> [Records for the exercise]:
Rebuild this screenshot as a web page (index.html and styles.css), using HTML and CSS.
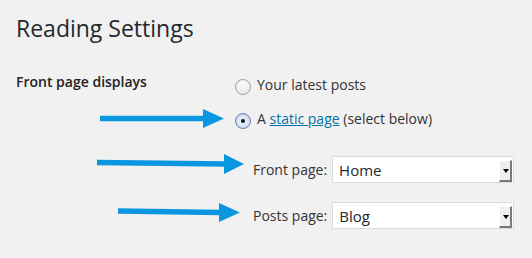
FILE: index.html
```html
<!DOCTYPE html>
<html lang="en">
<head>
  <meta charset="UTF-8">
  <title>Reading Settings</title>
  <link rel="stylesheet" href="styles.css">
</head>
<body>

  <div class="wrap">
    <h1>Reading Settings</h1>

    <!-- front page option -->
    <div class="form-row">
      <div class="row-label">Front page displays</div>
      <div class="row-field">
        <label class="choice">
          <span class="radio"></span>
          <span>Your latest posts</span>
        </label>
        <label class="choice">
          <span class="radio checked"></span>
          <span>A <a href="#">static page</a> (select below)</span>
        </label>

        <ul class="page-selects">
          <li>
            <span class="select-label">Front page:</span>
            <div class="select">
              <span class="select-value">Home</span>
              <span class="select-btn"></span>
            </div>
          </li>
          <li>
            <span class="select-label">Posts page:</span>
            <div class="select">
              <span class="select-value">Blog</span>
              <span class="select-btn"></span>
            </div>
          </li>
        </ul>
      </div>
    </div>

    <!-- annotation arrows -->
    <svg class="arrows" width="532" height="258" viewBox="0 0 532 258">
      <g fill="#0a97e0" stroke="#0a97e0">
        <line x1="100" y1="118.5" x2="205" y2="118.5" stroke-width="5.5" />
        <polygon points="203,109 224,118.5 203,128" stroke="none" />
        <line x1="97" y1="162.5" x2="226" y2="164" stroke-width="5.5" />
        <polygon points="224,154 244,164 224,174" stroke="none" />
        <line x1="118" y1="211" x2="221" y2="212.5" stroke-width="5.5" />
        <polygon points="219,203 240,212.5 219,222" stroke="none" />
      </g>
    </svg>
  </div>

</body>
</html>
```

FILE: styles.css
```css
html, body {
  margin: 0;
  background: #f1f1f1;
}
body {
  font-family: "Open Sans", sans-serif;
  font-size: 14px;
  line-height: 20px;
  color: #333;
}
.wrap {
  position: relative;
  width: 532px;
  height: 258px;
  padding-left: 16px;
  box-sizing: border-box;
  overflow: hidden;
}
h1 {
  margin: 14px 0 0;
  font-size: 23px;
  font-weight: 400;
  line-height: 29px;
  color: #23282d;
}
.form-row {
  display: flex;
  margin-top: 29px;
}
.row-label {
  width: 219px;
  font-weight: 600;
  color: #222;
}
.row-field {
  padding-top: 3px;
  display: flex;
  flex-direction: column;
  gap: 14px;
}
.choice {
  display: flex;
  align-items: center;
  gap: 6px;
  color: #333;
}
.choice a {
  color: #0073aa;
}
.radio {
  width: 14px;
  height: 14px;
  margin-top: 4px;
  border: 1px solid #a0a0a0;
  border-radius: 50%;
  background: linear-gradient(#fdfdfd, #e8e8e8);
  box-shadow: inset 0 1px 1px rgba(0, 0, 0, 0.08);
  display: flex;
  align-items: center;
  justify-content: center;
}
.radio.checked {
  border-color: #6f7fb8;
  background: radial-gradient(circle, #e2ecf8 40%, #b8c9e6 100%);
}
.radio.checked::after {
  content: "";
  width: 4px;
  height: 4px;
  border-radius: 50%;
  background: #111;
}
.page-selects {
  list-style: none;
  margin: 13px 0 0;
  padding: 0 0 0 18px;
  display: flex;
  flex-direction: column;
  gap: 19px;
}
.page-selects li {
  display: flex;
  align-items: center;
  gap: 5px;
}
.select-label {
  color: #333;
}
.select {
  width: 182px;
  height: 27px;
  box-sizing: border-box;
  border: 1px solid #dcdcdc;
  background: #fff;
  display: flex;
  align-items: center;
  justify-content: space-between;
}
.select-value {
  padding-left: 6px;
  font-size: 15px;
  color: #23282d;
}
.select-btn {
  align-self: flex-end;
  width: 13px;
  height: 22px;
  margin-right: 1px;
  box-sizing: border-box;
  background: #efefef;
  border-left: 1px solid #fff;
  border-top: 1px solid #fff;
  border-right: 2px solid #7a7a7a;
  border-bottom: 2px solid #7a7a7a;
  position: relative;
}
.select-btn::after {
  content: "";
  position: absolute;
  left: 3px;
  top: 8px;
  border-left: 3px solid transparent;
  border-right: 3px solid transparent;
  border-top: 4px solid #000;
}
.arrows {
  position: absolute;
  top: 0;
  left: 0;
  pointer-events: none;
}
```
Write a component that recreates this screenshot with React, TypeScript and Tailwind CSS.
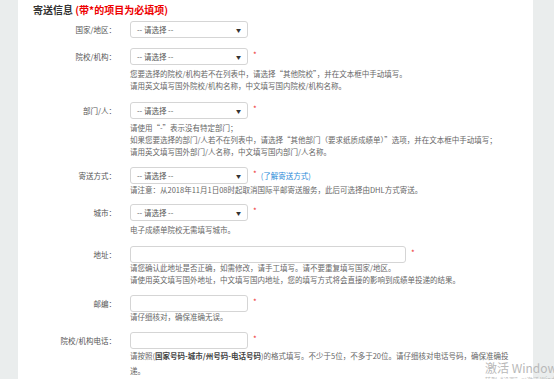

> [Task goal]:
Each record above should be copied character for character, with pictures dropped.

> [Solution to the exercise]:
Rebuild this screenshot as a web page (index.html and styles.css), using HTML and CSS.
FILE: index.html
```html
<!DOCTYPE html>
<html lang="en">
<head>
  <meta charset="UTF-8">
  <title>Reading Settings</title>
  <link rel="stylesheet" href="styles.css">
</head>
<body>

  <div class="wrap">
    <h1>Reading Settings</h1>

    <!-- front page option -->
    <div class="form-row">
      <div class="row-label">Front page displays</div>
      <div class="row-field">
        <label class="choice">
          <span class="radio"></span>
          <span>Your latest posts</span>
        </label>
        <label class="choice">
          <span class="radio checked"></span>
          <span>A <a href="#">static page</a> (select below)</span>
        </label>

        <ul class="page-selects">
          <li>
            <span class="select-label">Front page:</span>
            <div class="select">
              <span class="select-value">Home</span>
              <span class="select-btn"></span>
            </div>
          </li>
          <li>
            <span class="select-label">Posts page:</span>
            <div class="select">
              <span class="select-value">Blog</span>
              <span class="select-btn"></span>
            </div>
          </li>
        </ul>
      </div>
    </div>

    <!-- annotation arrows -->
    <svg class="arrows" width="532" height="258" viewBox="0 0 532 258">
      <g fill="#0a97e0" stroke="#0a97e0">
        <line x1="100" y1="118.5" x2="205" y2="118.5" stroke-width="5.5" />
        <polygon points="203,109 224,118.5 203,128" stroke="none" />
        <line x1="97" y1="162.5" x2="226" y2="164" stroke-width="5.5" />
        <polygon points="224,154 244,164 224,174" stroke="none" />
        <line x1="118" y1="211" x2="221" y2="212.5" stroke-width="5.5" />
        <polygon points="219,203 240,212.5 219,222" stroke="none" />
      </g>
    </svg>
  </div>

</body>
</html>
```

FILE: styles.css
```css
html, body {
  margin: 0;
  background: #f1f1f1;
}
body {
  font-family: "Open Sans", sans-serif;
  font-size: 14px;
  line-height: 20px;
  color: #333;
}
.wrap {
  position: relative;
  width: 532px;
  height: 258px;
  padding-left: 16px;
  box-sizing: border-box;
  overflow: hidden;
}
h1 {
  margin: 14px 0 0;
  font-size: 23px;
  font-weight: 400;
  line-height: 29px;
  color: #23282d;
}
.form-row {
  display: flex;
  margin-top: 29px;
}
.row-label {
  width: 219px;
  font-weight: 600;
  color: #222;
}
.row-field {
  padding-top: 3px;
  display: flex;
  flex-direction: column;
  gap: 14px;
}
.choice {
  display: flex;
  align-items: center;
  gap: 6px;
  color: #333;
}
.choice a {
  color: #0073aa;
}
.radio {
  width: 14px;
  height: 14px;
  margin-top: 4px;
  border: 1px solid #a0a0a0;
  border-radius: 50%;
  background: linear-gradient(#fdfdfd, #e8e8e8);
  box-shadow: inset 0 1px 1px rgba(0, 0, 0, 0.08);
  display: flex;
  align-items: center;
  justify-content: center;
}
.radio.checked {
  border-color: #6f7fb8;
  background: radial-gradient(circle, #e2ecf8 40%, #b8c9e6 100%);
}
.radio.checked::after {
  content: "";
  width: 4px;
  height: 4px;
  border-radius: 50%;
  background: #111;
}
.page-selects {
  list-style: none;
  margin: 13px 0 0;
  padding: 0 0 0 18px;
  display: flex;
  flex-direction: column;
  gap: 19px;
}
.page-selects li {
  display: flex;
  align-items: center;
  gap: 5px;
}
.select-label {
  color: #333;
}
.select {
  width: 182px;
  height: 27px;
  box-sizing: border-box;
  border: 1px solid #dcdcdc;
  background: #fff;
  display: flex;
  align-items: center;
  justify-content: space-between;
}
.select-value {
  padding-left: 6px;
  font-size: 15px;
  color: #23282d;
}
.select-btn {
  align-self: flex-end;
  width: 13px;
  height: 22px;
  margin-right: 1px;
  box-sizing: border-box;
  background: #efefef;
  border-left: 1px solid #fff;
  border-top: 1px solid #fff;
  border-right: 2px solid #7a7a7a;
  border-bottom: 2px solid #7a7a7a;
  position: relative;
}
.select-btn::after {
  content: "";
  position: absolute;
  left: 3px;
  top: 8px;
  border-left: 3px solid transparent;
  border-right: 3px solid transparent;
  border-top: 4px solid #000;
}
.arrows {
  position: absolute;
  top: 0;
  left: 0;
  pointer-events: none;
}
```
Write a component that recreates this screenshot with React, TypeScript and Tailwind CSS.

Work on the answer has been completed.